I suggest we implement a robust solution:
- Now, an Entity is marked as indexed when child chunks are added to query. It should be the opposite - it should be marked as indexed, only when all the child chunks are processed.
- For AI Search index we replace Index status page with page reflecting chunking, not Entities. The user then will see non-processes Entities and - if any - an unfinished Entity, including number of unembedded chunks.
- We set robust handling of indexing for Entity CRUD, where we set message on failure where we offer to index manually on index page, or add to a Cron query. If user doesn't react, it will be added to the query (that way the re-indexing request is actually recorded and it will be processed eventually).
- 🇬🇧United Kingdom scott_euser
1. Now, an Entity is marked as indexed when child chunks are added to query. It should be the opposite - it should be marked as indexed, only when all the child chunks are processed.
That might be quite difficult to change as I expect that is heavily controlled by Search API module, but I have not look. It sounds ideal though.
2. For AI Search index we replace Index status page with page reflecting chunking, not Entities. The user then will see non-processes Entities and - if any - an unfinished Entity, including number of unembedded chunks.
Maybe as well as rather than instead of? Its still useful for a user to see how many of their content items in total are done (and maybe what they care about more). We have already `ai_search_preprocess_search_api_index()` function which is changing
$variables
so we could add after$variables['index_progress']
perhaps?3. We set robust handling of indexing for Entity CRUD, where we set message on failure where we offer to index manually on index page, or add to a Cron query. If user doesn't react, it will be added to the query (that way the re-indexing request is actually recorded and it will be processed eventually).
Note that this is actually facilitated by Search API. There is Drupal\search_api\Plugin\search_api\tracker\Basic plugin which is the default tracker. I haven't properly explored how complicated it would be to leverage that or whether it is the best route though - so take this with a grain of salt.
- 🇬🇧United Kingdom seogow
I have opened a new MR for improved version of the chunking. This one incorporates new table for chunks, allowing for control of what has been indexed and when.
- 🇩🇪Germany marcus_johansson
It took some time to understand everything and I've added some comments. I don't think a single comment is a must change, so feel free to change something if you like.
I will test it later today.
If @scott_euser has time to check, it would be great, but from my point of view it can be merged as is or with minor modification if wanted, as soon as its tested and working.
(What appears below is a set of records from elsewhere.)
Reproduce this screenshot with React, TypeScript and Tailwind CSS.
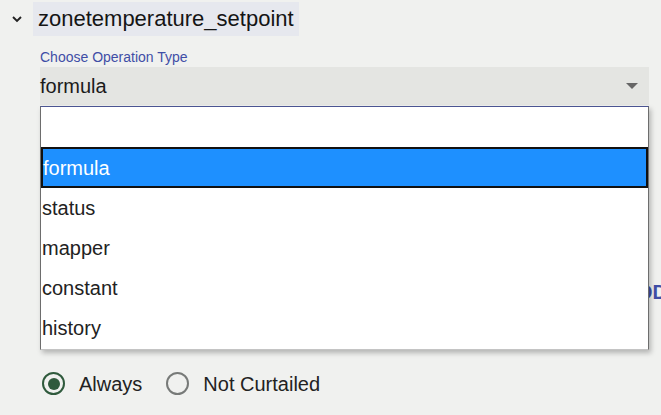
const options = ["", "formula", "status", "mapper", "constant", "history"];

function Radio({ checked, label }: { checked: boolean; label: string }) {
  return (
    <label className="flex items-center gap-[14px]">
      <span
        className={
          checked
            ? "flex h-[23px] w-[23px] items-center justify-center rounded-full border-[2.5px] border-[#2f5a3c]"
            : "flex h-[23px] w-[23px] items-center justify-center rounded-full border-[2.5px] border-[#777a78]"
        }
      >
        {checked ? <span className="h-[12px] w-[12px] rounded-full bg-[#2f5a3c]" /> : null}
      </span>
      <span className="text-[20px] leading-none text-[#222]">{label}</span>
    </label>
  );
}

export default function App() {
  const selected = "formula";

  return (
    <div
      className="relative h-[415px] w-[661px] overflow-hidden bg-[#f0f1ef] text-[#1b1b1b]"
      style={{ fontFamily: '"Liberation Sans", Arial, sans-serif' }}
    >
      <div className="flex items-center pt-[2px]">
        <svg className="ml-[11px] mr-[10px] h-[12px] w-[12px]" viewBox="0 0 12 12">
          <path d="M2 4 L6 8 L10 4" fill="none" stroke="#222" strokeWidth="1.9" />
        </svg>
        <span className="flex h-[34px] items-center bg-[#e6e8ee] px-[5px] text-[22px] leading-none text-[#151515]">
          zonetemperature_setpoint
        </span>
      </div>

      <div className="ml-[40px] w-[609px]">
        <p className="mt-[14px] text-[14px] leading-none text-[#3f4ea6]">Choose Operation Type</p>
        <div className="mt-[3px] flex h-[38px] items-center justify-between bg-[#e4e5e2] pr-[11px]">
          <span className="text-[20px] leading-none">{selected}</span>
          <svg className="h-[6px] w-[12px]" viewBox="0 0 12 6">
            <path d="M0 0 H12 L6 6 Z" fill="#666" />
          </svg>
        </div>

        <div className="mt-[175px] flex h-[23px] items-center justify-end">
          <span className="mr-[-18px] text-[20px] font-bold leading-none text-[#3f4ea6]">ADD</span>
        </div>

        <div className="mt-[69px] flex items-center gap-[24px] pl-[2px]">
          <Radio checked label="Always" />
          <Radio checked={false} label="Not Curtailed" />
        </div>
      </div>

      <ul className="absolute left-[40px] top-[106px] w-[609px] border border-t-[#4b5592] border-x-[#6d6d6d] border-b-[#c4c4c4] bg-white pb-[1px] shadow-[2px_3px_5px_rgba(0,0,0,0.25)]">
        {options.map((opt) =>
          opt === selected ? (
            <li
              key={opt}
              className="flex h-[41px] items-center border-2 border-[#111] bg-[#1e90ff] text-[20px] text-white"
            >
              {opt}
            </li>
          ) : (
            <li key={opt || "empty"} className="flex h-[40px] items-center pl-[1px] text-[20px] text-[#222]">
              {opt}
            </li>
          )
        )}
      </ul>
    </div>
  );
}
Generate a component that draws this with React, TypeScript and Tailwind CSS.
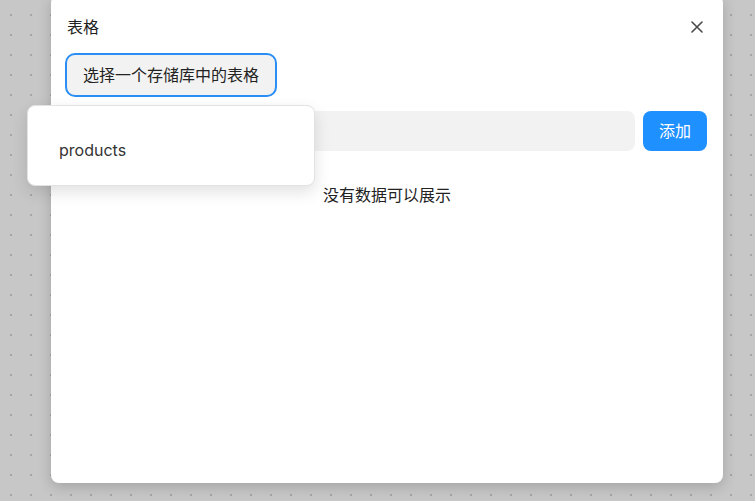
import React from "react";

export default function App() {
  return (
    <div
      className="relative h-[501px] w-full overflow-hidden bg-[#c7c7c7] bg-[radial-gradient(circle,#a5a5a5_1px,transparent_1.3px)] bg-[size:20px_20px] bg-[position:1px_5px] pl-[51px]"
      style={{ fontFamily: 'Inter, "Noto Sans CJK SC", sans-serif' }}
    >
      <div className="mt-[-5px] flex h-[488px] w-[672px] flex-col rounded-lg bg-white px-4 pt-[20px] shadow-[0_4px_14px_rgba(0,0,0,0.18)]">
        <div className="flex items-center justify-between">
          <span className="text-base leading-6 text-[#222]">表格</span>
          <svg width="12" height="12" viewBox="0 0 12 12" className="mr-[4px]">
            <path d="M1 1L11 11M11 1L1 11" stroke="#4a4a4a" strokeWidth="1.6" strokeLinecap="round" />
          </svg>
        </div>

        <div className="mt-[14px]">
          <button className="ml-[-2px] h-[44px] rounded-[10px] border-2 border-[#2a8ef5] bg-[#f2f2f2] px-[16px] text-base text-[#222]">
            选择一个存储库中的表格
          </button>
        </div>

        <div className="mt-[14px] flex items-center gap-2">
          <div className="h-[40px] flex-1 rounded-lg bg-[#f2f2f2]" />
          <button className="h-[40px] w-[64px] rounded-lg bg-[#1f90ff] text-base text-white">添加</button>
        </div>

        <div className="mt-[32px] text-center text-base leading-6 text-[#222]">没有数据可以展示</div>
      </div>

      <div className="absolute left-[27px] top-[105px] h-[81px] w-[288px] rounded-lg border border-[#e2e2e2] bg-white pl-[31px] pt-[32px] shadow-[0_6px_16px_rgba(0,0,0,0.12)]">
        <span className="text-base leading-6 text-[#333]">products</span>
      </div>
    </div>
  );
}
- 🇬🇧United Kingdom scott_euser
scott_euser → changed the visibility of the branch 3487487-improve-ai-search-datasource to hidden.
- Status changed to Needs review
2 months ago 5:31am 25 April 2025 - 🇬🇧United Kingdom scott_euser
scott_euser → changed the visibility of the branch 1.0.x to hidden.
- 🇬🇧United Kingdom scott_euser
Thanks! This is working well, I was able to complete the task without issue and able to index huge content items; used extensively long wikipedia articles on old HMS/RMS ships. So I think fundamentals are good and we are getting into the finer details now. Nice work!
- 🇪🇸Spain gxleano Cáceres
I am testing the patch in AI
1.1
and it is working as expected.Using the next embedding strategy:
- Max chunk size: 500 tokens
- Minimum chunk overlap: 100 tokens
- Contextual content percentage: 25%
It has reduce a lot the indexation time.
What else would we need to move it to RTBC?
- 🇪🇸Spain gxleano Cáceres
After testing the changes, I’ve identified two important points:
- The index has become approximately twice as long compared to the previous version.
- The number of items indexed depends on the value set in the "batch" option. For example, if it's set to 5, indexing stops after 5 items. In my opinion, this is not an optimal solution—indexing should works as usual by default, while batching should be handled in the background without needed to re-run after each batch is finished.
See evidences:
I find the behavior of the index during the processed items progress bar quite misleading. In the default version, it’s clear when the index begins processing content, what exactly it’s processing, and when it finishes. However, in the current version, the process is more complicated and it’s harder to understand what’s actually happening.
- 🇬🇧United Kingdom seogow
@gxleano the behaviour you describe is not the expected behaviour and it has to be a regression bug - are you happy to take over or do you want me to go and fix it? It must/did work as expected - a 'batch' is a number of Entities processed during one PHP call (i.e. subject to max_execution_time). The only difference is that now a new DB table records chunks (fast operation) and subsequently a new Drupal batch (sub-batch) is created for embedding API calls (slow operations). That way doesn't matter how many chunks an Entity is splitted into (i.e. how many API calls are required to process it), because each call is an individual PHP run.
As you can see, the behaviour of batch progress in GUI should not change (except that you see sub-batch when Entity is processed).
My time is severely limited very now, so happy to hand over.